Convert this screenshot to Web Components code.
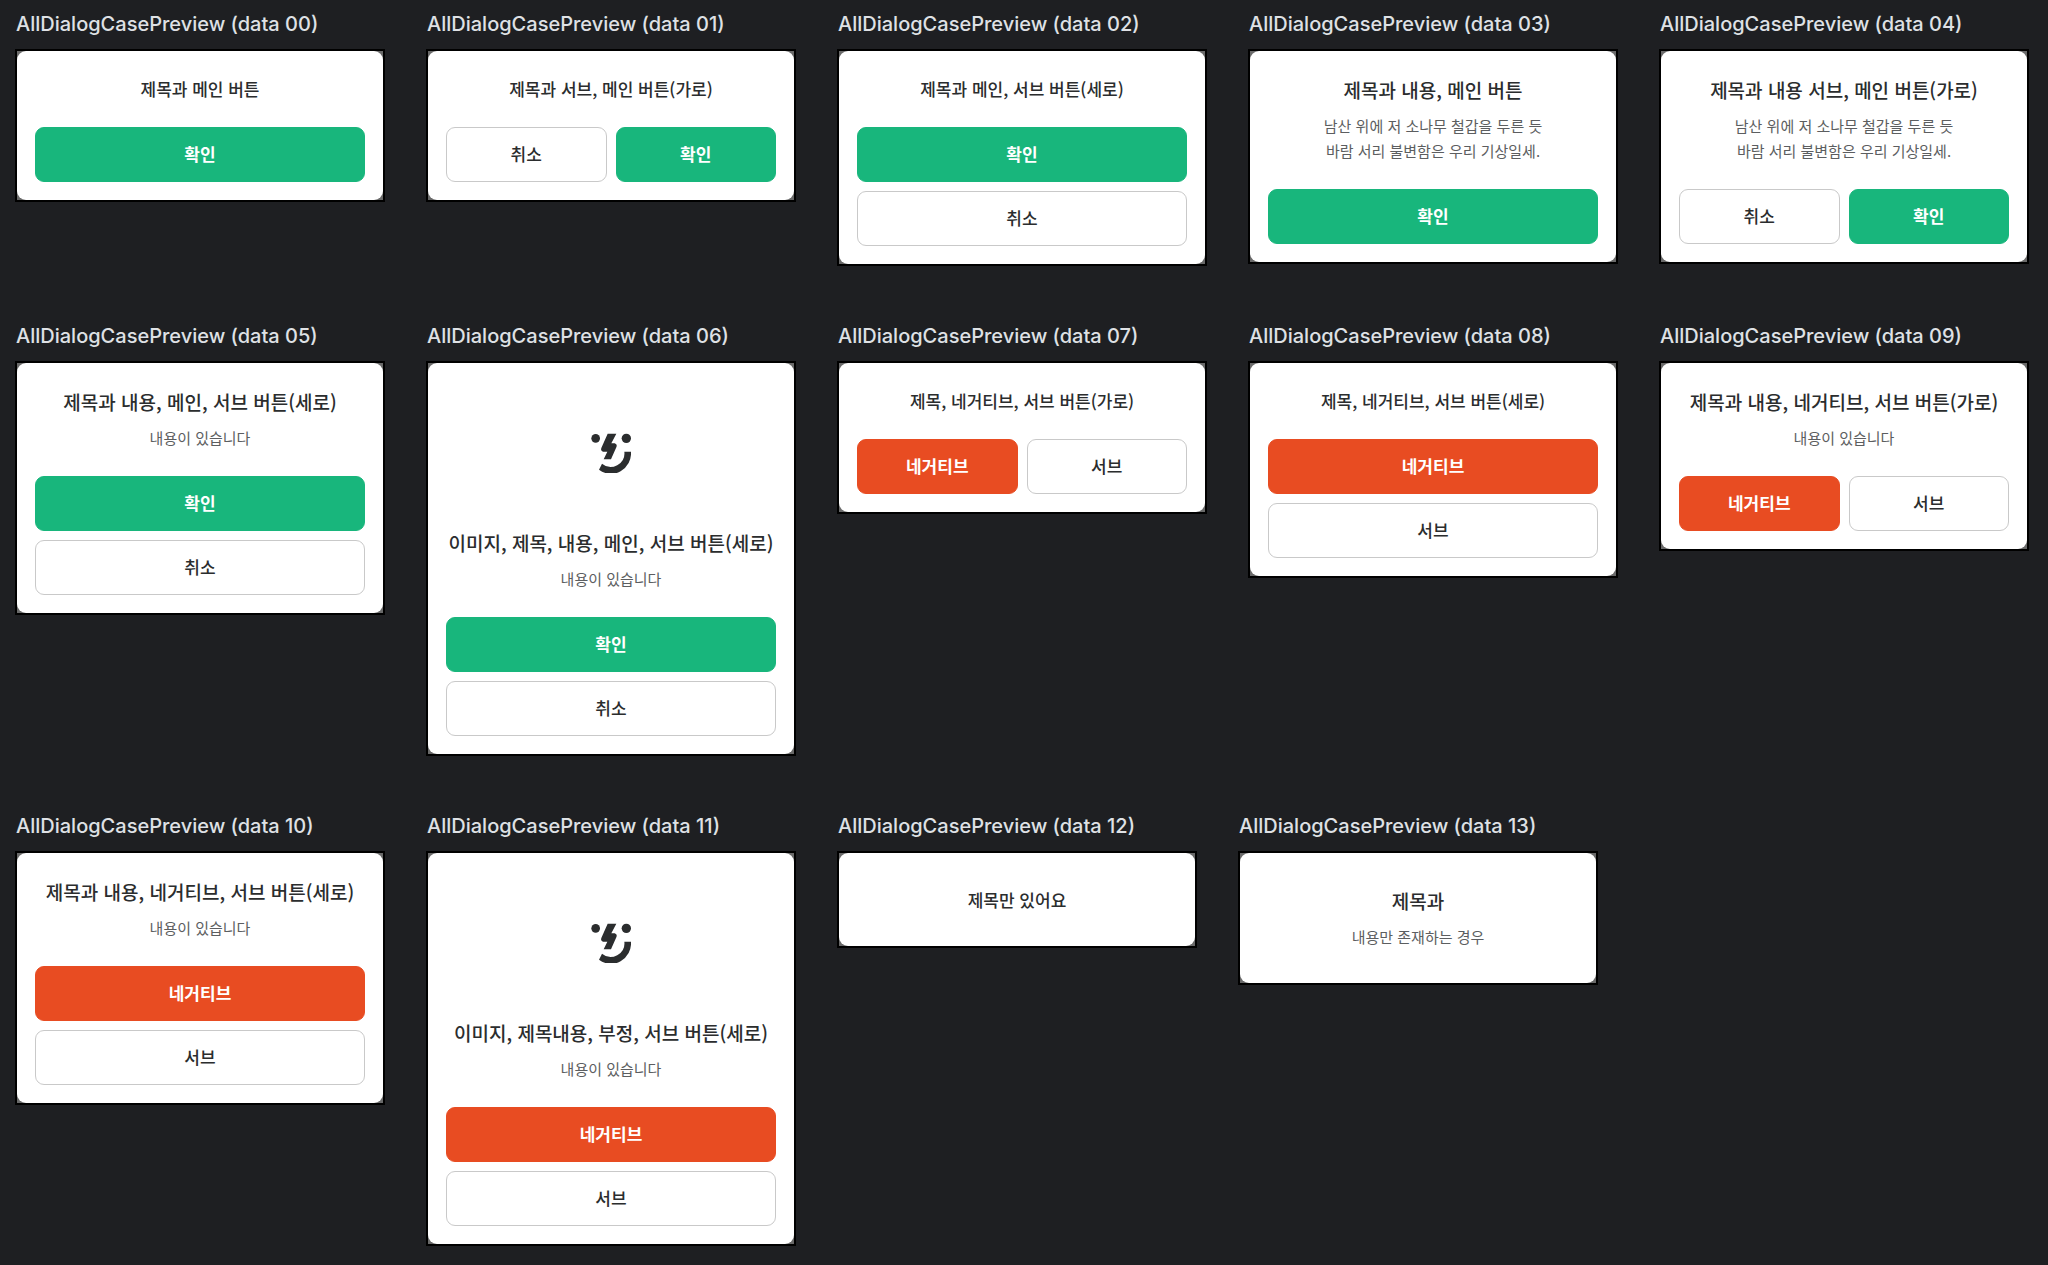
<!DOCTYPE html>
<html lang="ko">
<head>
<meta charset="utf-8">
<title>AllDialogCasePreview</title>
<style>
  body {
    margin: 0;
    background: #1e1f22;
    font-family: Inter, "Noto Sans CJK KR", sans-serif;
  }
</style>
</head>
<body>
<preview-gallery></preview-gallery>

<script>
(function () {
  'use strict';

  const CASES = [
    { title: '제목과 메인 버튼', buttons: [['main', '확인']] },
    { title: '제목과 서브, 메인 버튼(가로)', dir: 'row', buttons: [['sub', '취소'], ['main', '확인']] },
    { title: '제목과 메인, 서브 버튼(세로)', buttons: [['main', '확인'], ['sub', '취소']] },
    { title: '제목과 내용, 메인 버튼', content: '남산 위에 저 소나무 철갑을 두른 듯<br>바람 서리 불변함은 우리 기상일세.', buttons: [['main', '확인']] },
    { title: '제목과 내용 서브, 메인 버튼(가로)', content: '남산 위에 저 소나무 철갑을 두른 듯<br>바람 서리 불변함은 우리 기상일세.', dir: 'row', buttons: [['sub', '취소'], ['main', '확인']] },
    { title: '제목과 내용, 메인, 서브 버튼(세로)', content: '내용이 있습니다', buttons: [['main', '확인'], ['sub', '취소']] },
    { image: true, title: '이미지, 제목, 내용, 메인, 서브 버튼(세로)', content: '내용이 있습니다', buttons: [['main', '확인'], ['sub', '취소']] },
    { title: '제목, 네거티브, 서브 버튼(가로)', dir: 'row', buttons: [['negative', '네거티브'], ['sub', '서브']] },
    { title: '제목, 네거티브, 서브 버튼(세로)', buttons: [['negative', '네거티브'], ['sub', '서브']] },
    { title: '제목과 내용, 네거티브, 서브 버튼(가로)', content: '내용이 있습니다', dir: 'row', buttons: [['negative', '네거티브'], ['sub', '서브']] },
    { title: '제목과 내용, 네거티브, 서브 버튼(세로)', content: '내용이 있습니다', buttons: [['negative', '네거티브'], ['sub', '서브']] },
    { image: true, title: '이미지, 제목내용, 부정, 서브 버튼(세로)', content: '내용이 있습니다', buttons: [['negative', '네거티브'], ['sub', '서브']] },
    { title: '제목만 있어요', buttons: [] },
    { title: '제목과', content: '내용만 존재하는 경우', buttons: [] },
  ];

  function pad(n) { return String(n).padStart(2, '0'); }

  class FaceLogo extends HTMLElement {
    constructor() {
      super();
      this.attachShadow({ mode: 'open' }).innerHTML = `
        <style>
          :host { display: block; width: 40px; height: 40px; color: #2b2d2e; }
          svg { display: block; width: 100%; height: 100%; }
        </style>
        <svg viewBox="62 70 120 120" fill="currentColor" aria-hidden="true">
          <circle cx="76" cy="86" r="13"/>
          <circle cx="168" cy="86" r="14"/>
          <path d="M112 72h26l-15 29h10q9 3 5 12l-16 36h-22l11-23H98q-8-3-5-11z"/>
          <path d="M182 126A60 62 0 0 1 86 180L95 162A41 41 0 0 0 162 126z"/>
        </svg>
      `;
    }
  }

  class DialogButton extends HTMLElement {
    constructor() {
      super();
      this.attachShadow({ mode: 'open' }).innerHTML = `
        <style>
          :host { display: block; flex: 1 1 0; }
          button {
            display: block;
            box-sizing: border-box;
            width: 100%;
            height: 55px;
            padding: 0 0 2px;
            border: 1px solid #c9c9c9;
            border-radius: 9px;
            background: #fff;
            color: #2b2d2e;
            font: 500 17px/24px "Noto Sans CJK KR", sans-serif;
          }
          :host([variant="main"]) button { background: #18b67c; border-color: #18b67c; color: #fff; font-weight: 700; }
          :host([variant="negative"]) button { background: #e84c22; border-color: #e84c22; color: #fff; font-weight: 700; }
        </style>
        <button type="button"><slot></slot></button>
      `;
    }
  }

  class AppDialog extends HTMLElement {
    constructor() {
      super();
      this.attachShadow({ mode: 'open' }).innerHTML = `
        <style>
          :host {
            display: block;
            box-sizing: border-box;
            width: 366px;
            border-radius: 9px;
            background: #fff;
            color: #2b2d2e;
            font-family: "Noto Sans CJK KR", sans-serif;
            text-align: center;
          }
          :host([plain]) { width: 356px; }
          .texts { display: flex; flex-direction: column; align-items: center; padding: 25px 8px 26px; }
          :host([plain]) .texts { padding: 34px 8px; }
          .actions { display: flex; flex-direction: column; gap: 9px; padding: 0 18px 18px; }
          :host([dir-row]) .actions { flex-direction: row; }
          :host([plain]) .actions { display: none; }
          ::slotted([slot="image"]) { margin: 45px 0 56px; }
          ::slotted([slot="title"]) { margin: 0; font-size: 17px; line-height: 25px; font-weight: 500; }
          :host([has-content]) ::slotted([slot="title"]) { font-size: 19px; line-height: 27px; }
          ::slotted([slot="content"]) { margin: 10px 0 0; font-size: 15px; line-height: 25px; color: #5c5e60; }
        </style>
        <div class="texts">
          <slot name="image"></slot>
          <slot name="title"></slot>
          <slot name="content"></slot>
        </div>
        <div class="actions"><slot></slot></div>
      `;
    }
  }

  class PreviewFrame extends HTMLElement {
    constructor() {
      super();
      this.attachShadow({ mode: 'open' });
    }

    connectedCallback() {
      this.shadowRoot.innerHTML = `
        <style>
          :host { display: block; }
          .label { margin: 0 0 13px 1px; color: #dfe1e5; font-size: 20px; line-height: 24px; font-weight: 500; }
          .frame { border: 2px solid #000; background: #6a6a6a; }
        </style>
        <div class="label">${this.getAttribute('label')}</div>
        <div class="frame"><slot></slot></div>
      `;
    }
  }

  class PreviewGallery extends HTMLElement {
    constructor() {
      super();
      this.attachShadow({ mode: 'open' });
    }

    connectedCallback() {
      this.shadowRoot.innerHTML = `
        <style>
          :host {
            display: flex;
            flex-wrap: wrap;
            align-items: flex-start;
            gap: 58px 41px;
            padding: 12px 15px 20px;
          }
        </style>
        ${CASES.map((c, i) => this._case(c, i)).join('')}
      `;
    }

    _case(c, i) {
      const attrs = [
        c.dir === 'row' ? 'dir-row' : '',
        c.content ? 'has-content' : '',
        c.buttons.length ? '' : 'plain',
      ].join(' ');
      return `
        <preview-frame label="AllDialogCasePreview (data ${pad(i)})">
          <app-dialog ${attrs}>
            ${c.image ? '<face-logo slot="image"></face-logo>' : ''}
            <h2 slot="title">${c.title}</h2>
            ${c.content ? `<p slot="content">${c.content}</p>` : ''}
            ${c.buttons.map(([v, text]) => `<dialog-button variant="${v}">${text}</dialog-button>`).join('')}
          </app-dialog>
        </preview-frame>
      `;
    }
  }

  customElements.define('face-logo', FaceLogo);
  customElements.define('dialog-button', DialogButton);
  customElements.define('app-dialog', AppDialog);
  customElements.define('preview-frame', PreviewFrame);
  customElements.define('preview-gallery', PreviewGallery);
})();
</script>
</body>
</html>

▸ **Set task**
Transcribe the material as is, with images omitted.

▸ **Output**
Convert this screenshot to Web Components code.
<!DOCTYPE html>
<html lang="ko">
<head>
<meta charset="utf-8">
<title>AllDialogCasePreview</title>
<style>
  body {
    margin: 0;
    background: #1e1f22;
    font-family: Inter, "Noto Sans CJK KR", sans-serif;
  }
</style>
</head>
<body>
<preview-gallery></preview-gallery>

<script>
(function () {
  'use strict';

  const CASES = [
    { title: '제목과 메인 버튼', buttons: [['main', '확인']] },
    { title: '제목과 서브, 메인 버튼(가로)', dir: 'row', buttons: [['sub', '취소'], ['main', '확인']] },
    { title: '제목과 메인, 서브 버튼(세로)', buttons: [['main', '확인'], ['sub', '취소']] },
    { title: '제목과 내용, 메인 버튼', content: '남산 위에 저 소나무 철갑을 두른 듯<br>바람 서리 불변함은 우리 기상일세.', buttons: [['main', '확인']] },
    { title: '제목과 내용 서브, 메인 버튼(가로)', content: '남산 위에 저 소나무 철갑을 두른 듯<br>바람 서리 불변함은 우리 기상일세.', dir: 'row', buttons: [['sub', '취소'], ['main', '확인']] },
    { title: '제목과 내용, 메인, 서브 버튼(세로)', content: '내용이 있습니다', buttons: [['main', '확인'], ['sub', '취소']] },
    { image: true, title: '이미지, 제목, 내용, 메인, 서브 버튼(세로)', content: '내용이 있습니다', buttons: [['main', '확인'], ['sub', '취소']] },
    { title: '제목, 네거티브, 서브 버튼(가로)', dir: 'row', buttons: [['negative', '네거티브'], ['sub', '서브']] },
    { title: '제목, 네거티브, 서브 버튼(세로)', buttons: [['negative', '네거티브'], ['sub', '서브']] },
    { title: '제목과 내용, 네거티브, 서브 버튼(가로)', content: '내용이 있습니다', dir: 'row', buttons: [['negative', '네거티브'], ['sub', '서브']] },
    { title: '제목과 내용, 네거티브, 서브 버튼(세로)', content: '내용이 있습니다', buttons: [['negative', '네거티브'], ['sub', '서브']] },
    { image: true, title: '이미지, 제목내용, 부정, 서브 버튼(세로)', content: '내용이 있습니다', buttons: [['negative', '네거티브'], ['sub', '서브']] },
    { title: '제목만 있어요', buttons: [] },
    { title: '제목과', content: '내용만 존재하는 경우', buttons: [] },
  ];

  function pad(n) { return String(n).padStart(2, '0'); }

  class FaceLogo extends HTMLElement {
    constructor() {
      super();
      this.attachShadow({ mode: 'open' }).innerHTML = `
        <style>
          :host { display: block; width: 40px; height: 40px; color: #2b2d2e; }
          svg { display: block; width: 100%; height: 100%; }
        </style>
        <svg viewBox="62 70 120 120" fill="currentColor" aria-hidden="true">
          <circle cx="76" cy="86" r="13"/>
          <circle cx="168" cy="86" r="14"/>
          <path d="M112 72h26l-15 29h10q9 3 5 12l-16 36h-22l11-23H98q-8-3-5-11z"/>
          <path d="M182 126A60 62 0 0 1 86 180L95 162A41 41 0 0 0 162 126z"/>
        </svg>
      `;
    }
  }

  class DialogButton extends HTMLElement {
    constructor() {
      super();
      this.attachShadow({ mode: 'open' }).innerHTML = `
        <style>
          :host { display: block; flex: 1 1 0; }
          button {
            display: block;
            box-sizing: border-box;
            width: 100%;
            height: 55px;
            padding: 0 0 2px;
            border: 1px solid #c9c9c9;
            border-radius: 9px;
            background: #fff;
            color: #2b2d2e;
            font: 500 17px/24px "Noto Sans CJK KR", sans-serif;
          }
          :host([variant="main"]) button { background: #18b67c; border-color: #18b67c; color: #fff; font-weight: 700; }
          :host([variant="negative"]) button { background: #e84c22; border-color: #e84c22; color: #fff; font-weight: 700; }
        </style>
        <button type="button"><slot></slot></button>
      `;
    }
  }

  class AppDialog extends HTMLElement {
    constructor() {
      super();
      this.attachShadow({ mode: 'open' }).innerHTML = `
        <style>
          :host {
            display: block;
            box-sizing: border-box;
            width: 366px;
            border-radius: 9px;
            background: #fff;
            color: #2b2d2e;
            font-family: "Noto Sans CJK KR", sans-serif;
            text-align: center;
          }
          :host([plain]) { width: 356px; }
          .texts { display: flex; flex-direction: column; align-items: center; padding: 25px 8px 26px; }
          :host([plain]) .texts { padding: 34px 8px; }
          .actions { display: flex; flex-direction: column; gap: 9px; padding: 0 18px 18px; }
          :host([dir-row]) .actions { flex-direction: row; }
          :host([plain]) .actions { display: none; }
          ::slotted([slot="image"]) { margin: 45px 0 56px; }
          ::slotted([slot="title"]) { margin: 0; font-size: 17px; line-height: 25px; font-weight: 500; }
          :host([has-content]) ::slotted([slot="title"]) { font-size: 19px; line-height: 27px; }
          ::slotted([slot="content"]) { margin: 10px 0 0; font-size: 15px; line-height: 25px; color: #5c5e60; }
        </style>
        <div class="texts">
          <slot name="image"></slot>
          <slot name="title"></slot>
          <slot name="content"></slot>
        </div>
        <div class="actions"><slot></slot></div>
      `;
    }
  }

  class PreviewFrame extends HTMLElement {
    constructor() {
      super();
      this.attachShadow({ mode: 'open' });
    }

    connectedCallback() {
      this.shadowRoot.innerHTML = `
        <style>
          :host { display: block; }
          .label { margin: 0 0 13px 1px; color: #dfe1e5; font-size: 20px; line-height: 24px; font-weight: 500; }
          .frame { border: 2px solid #000; background: #6a6a6a; }
        </style>
        <div class="label">${this.getAttribute('label')}</div>
        <div class="frame"><slot></slot></div>
      `;
    }
  }

  class PreviewGallery extends HTMLElement {
    constructor() {
      super();
      this.attachShadow({ mode: 'open' });
    }

    connectedCallback() {
      this.shadowRoot.innerHTML = `
        <style>
          :host {
            display: flex;
            flex-wrap: wrap;
            align-items: flex-start;
            gap: 58px 41px;
            padding: 12px 15px 20px;
          }
        </style>
        ${CASES.map((c, i) => this._case(c, i)).join('')}
      `;
    }

    _case(c, i) {
      const attrs = [
        c.dir === 'row' ? 'dir-row' : '',
        c.content ? 'has-content' : '',
        c.buttons.length ? '' : 'plain',
      ].join(' ');
      return `
        <preview-frame label="AllDialogCasePreview (data ${pad(i)})">
          <app-dialog ${attrs}>
            ${c.image ? '<face-logo slot="image"></face-logo>' : ''}
            <h2 slot="title">${c.title}</h2>
            ${c.content ? `<p slot="content">${c.content}</p>` : ''}
            ${c.buttons.map(([v, text]) => `<dialog-button variant="${v}">${text}</dialog-button>`).join('')}
          </app-dialog>
        </preview-frame>
      `;
    }
  }

  customElements.define('face-logo', FaceLogo);
  customElements.define('dialog-button', DialogButton);
  customElements.define('app-dialog', AppDialog);
  customElements.define('preview-frame', PreviewFrame);
  customElements.define('preview-gallery', PreviewGallery);
})();
</script>
</body>
</html>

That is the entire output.